Boyajian’s Star has continued to exhibit significant and irregular changes in brightness since the original announcement, including as recently as September 2019, and it continues to be monitored. As for the potential explanations, SETI searches for radio signals have been unsuccessful – not that the “alien megastructures” possibility was ever considered to be very likely in the first place. The “swarm of comets” possibility does have some difficulties – the existence of a comet cloud large and dense enough to cause the observed brightness drops being among them – but still remains a viable possibility.
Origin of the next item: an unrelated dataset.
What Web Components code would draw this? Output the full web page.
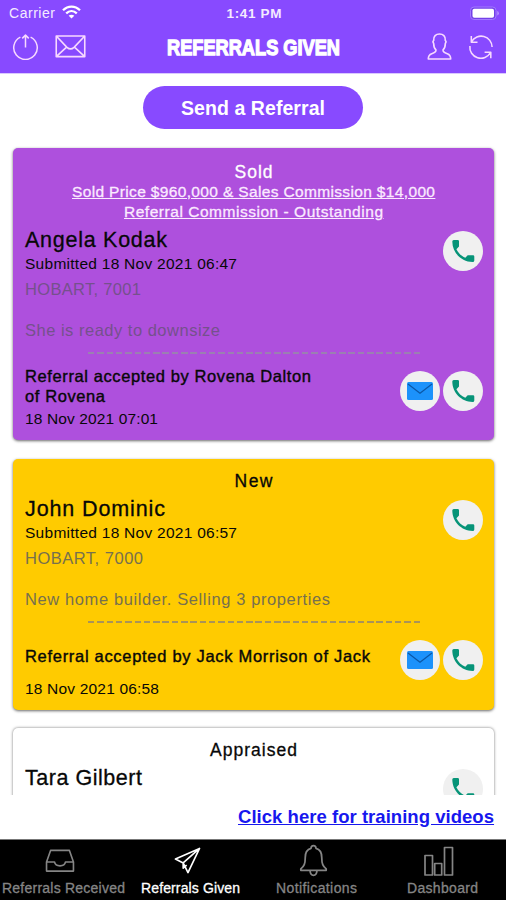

Similar explanations, for example, a large planet accompanied by one or more large populations of Trojan asteroids – a subject that will be discussed in a future “Special Topics” presentation – also remain viable. On the other hand, it is possible that intrinsic changes in the star’s interior are responsible for the brightness variations. For now, there is no firm explanation for what is causing Boyajian’s Star to exhibit the behavior we are seeing – but the resolution of such mysteries is why we conduct science in the first place.
Indeed, just a few months ago retired University of Nebraska-Lincoln astronomer Edward Schmidt published the results of his study wherein he has identified as many as 21 potential analogs of Boyajian’s Star. Some of these are one solar-mass stars similar to our sun, others are stars of two solar masses that are in or near the “red giant” phase of stellar evolution; meanwhile, some of these have drops in brightness with the approximate frequency that Boyajian’s Star experiences, while others do so more rapidly. Whether or not these stars are exhibiting the same phenomena as Boyajian’s Star, or there are other unknown explanations for their respective behaviors, remains to be determined.